The first Dragon Quest Builders was a successful adaptation of the crafting game to the world of Dragon Quest, adding structure, aesthetic and narrative to its gameplay. That said, it was definitely a first effort, and there were clear areas in which it could improve in a sequel.
Dragon Quest Builders 2 goes so much further than we were expecting.
Just as the first game followed a version of the events and world of the original Dragon Quest, the sequel’s setting is that of the twisted aftermath of Dragon Quest II, and players who know that game’s events will get a little more out of playing through the story. Still, it’s not totally necessary to enjoying the game, but… if you’re going to play, maybe read up on its story, at least? Just as in the first game, you’re essentially the only one remaining who can build things, and it’s your job to help find those still surviving and gather them to remake grow towns and lives.
One of the big things that sets this new game apart is how it builds autonomy and automation into the experience.
One of the big things that sets this new game apart is how it builds autonomy and automation into the experience. You’re still the only one, generally speaking, who can make new things, but once you’ve made them, the townsfolk can help. They can run farms, cook dishes you’ve discovered and perform tasks. This is a huge help in making larger worlds without having to micromanage every single thing, but it leaves the act of creation in the hands of the player to great benefit.
There are also larger creations in the game. When you reach certain points in the story, the other people you’ve met will work together to build a big structure with your help, and this is a nice way to have these sorts of builds happen in the main story without it taking lots of hours. You can, of course, build whatever you like basically whenever you like outside of the plot progression, and that can be a lot of fun, too.
Building and combat have both been made a lot easier with improvements to the game’s controls. While it’s still designed primarily as a third-person game, there are certain ways of building that, either by habit or by the nature of the genre, are easier to do in a first-person Minecraft style, and that’s open to you. We found this was helpful in targeting specific blocks of building vertical towers. Developer Omega Force has revamped the combat, making it feel a lot more natural and adding in new sorts of techniques to help you fight. The big story fights are a lot more manageable as the more capable townsfolk come in with equipped weapons and chip in, but even one-on-one slashing is somewhat more satisfying.

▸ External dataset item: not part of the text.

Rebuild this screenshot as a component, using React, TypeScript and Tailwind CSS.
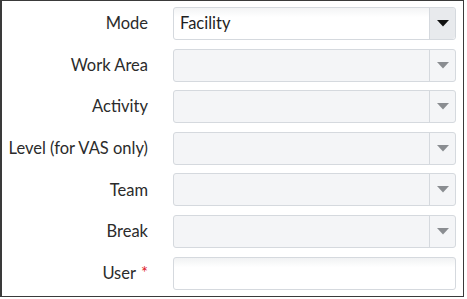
const FIELDS = [
  { label: 'Mode', kind: 'select', value: 'Facility', enabled: true },
  { label: 'Work Area', kind: 'select', value: '', enabled: false },
  { label: 'Activity', kind: 'select', value: '', enabled: false },
  { label: 'Level (for VAS only)', kind: 'select', value: '', enabled: false },
  { label: 'Team', kind: 'select', value: '', enabled: false },
  { label: 'Break', kind: 'select', value: '', enabled: false },
  { label: 'User', kind: 'text', value: '', enabled: true, required: true },
]

function Caret({ dark }: { dark: boolean }) {
  return (
    <svg width="12" height="7" viewBox="0 0 12 7">
      <path d="M0 0h12L6 6.5z" fill={dark ? '#111111' : '#8a8d91'} />
    </svg>
  )
}

export default function App() {
  return (
    <div className="w-[467px] h-[299px] bg-white" style={{ fontFamily: 'Lato, "Noto Sans", sans-serif' }}>
      <div className="w-[464px] h-[297px] border border-l-2 border-[#3a3a3a] pt-[6px] pr-[7px]">
        <div className="grid grid-cols-[146px_1fr] gap-x-[25px] gap-y-[8.6px]">
          {FIELDS.map((f) => (
            <div key={f.label} className="contents">
              <div className="h-[33px] flex items-center justify-end text-[16.5px] text-[#2b2b2b] whitespace-nowrap">
                {f.label}
                {f.required && <span className="text-[#e0262b] ml-[5px]">*</span>}
              </div>
              {f.kind === 'select' ? (
                <div
                  className={
                    'h-[33px] flex rounded-[3px] border border-[#d5d9de] ' +
                    (f.enabled ? 'bg-gradient-to-b from-[#f3f4f5] to-white to-[30%]' : 'bg-[#f4f5f7]')
                  }
                >
                  <div className="flex-1 flex items-center px-[6px] text-[16.5px] text-[#1f1f1f]">{f.value}</div>
                  <div
                    className={
                      'w-[26px] flex items-center justify-center border-l border-[#d5d9de] rounded-r-[3px] ' +
                      (f.enabled ? 'bg-[#e8eaed]' : '')
                    }
                  >
                    <Caret dark={f.enabled} />
                  </div>
                </div>
              ) : (
                <div className="h-[33px] rounded-[3px] border border-[#d5d9de] bg-gradient-to-b from-[#f1f2f3] to-white to-[30%]" />
              )}
            </div>
          ))}
        </div>
      </div>
    </div>
  )
}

It can’t be emphasized enough just how much larger Dragon Quest Builders 2 can be. It features a series of islands with separate stories, all feeding back to your more permanent home base where you can be a bit more creative, and each segment of the game can run over a dozen hours. It doesn’t feel tedious, either; dividing things like this with their own materials, aesthetics and goals makes for concentrated, varied mini-campaigns. And then you grab a few characters from each place to come back with you and populate your home! It’s… usually the ones you wanted, too. There’s a bit of a hiccup later in the game that sidelines you for a few hours, but generally speaking, you can jump between islands and tasks whenever you’d like and play how you’re feeling like playing at any given moment.
It can’t be emphasized enough just how much larger Dragon Quest Builders 2 can be.
To break things up even further, there are some procedurally generated mini-islands to explore. You can just go here to have some random fun, but mostly you’re there to either gather materials for building or complete surveys of the local flora and fauna. Finding all the items on a checklist unlocks unlimited supplies of a common material, which is a very nice perk and remains in place for the rest of the game’s story segments.
The localization is charming as usual, with the assortment of puns and accents you’d expect from a Dragon Quest game. It feels like the team may have cut loose a bit on this one, injecting color into otherwise-forgettable characters in a way that shows whimsy is a priority over emotional attachment.
The script does run into a few issues along the way, mostly dealing with quest progression. Builders 2 often lets you explore and do things in different orders during the main adventure, but the writing doesn’t really allow for that, so if you don’t just do specifically what you’re told to do next, you’ll occasionally run into characters referencing things that haven’t happened yet. You may also run into situations in which going a bit too far off the beaten path may make the game struggle to keep up with what you’re doing and occasionally make you backtrack slightly or reload a save to get your quest markers sorted out. It’s the sort of thing that pops up for a few minutes every ten hours or so, though, so it’s not too painful to manage.
New to the sequel, and possibly its most-requested addition, is a robust online multiplayer mode. While you can’t play through most of the adventure with friends, you can join up with up to three people you know and build and explore on one player’s Isle of Awakening. It’s a big island, and there are lots of ways to customize and enhance the areas of it, so it seems like a smart medium to let the two modes intersect in ways that help both but don’t get too in the way of the challenges and tasks the solo part wants to throw at you. (Do note: there’s no way to play with random players, as you can simply open your island to friend visitors or see which of your friends’ islands are open.)
We liked Dragon Quest Builders and wanted more, but Dragon Quest Builders 2 exceeded practically all of our expectations for both depth of content and the feeling of playing through it all. It’s a game we won’t be done playing for a long time, because it just keeps making us smile.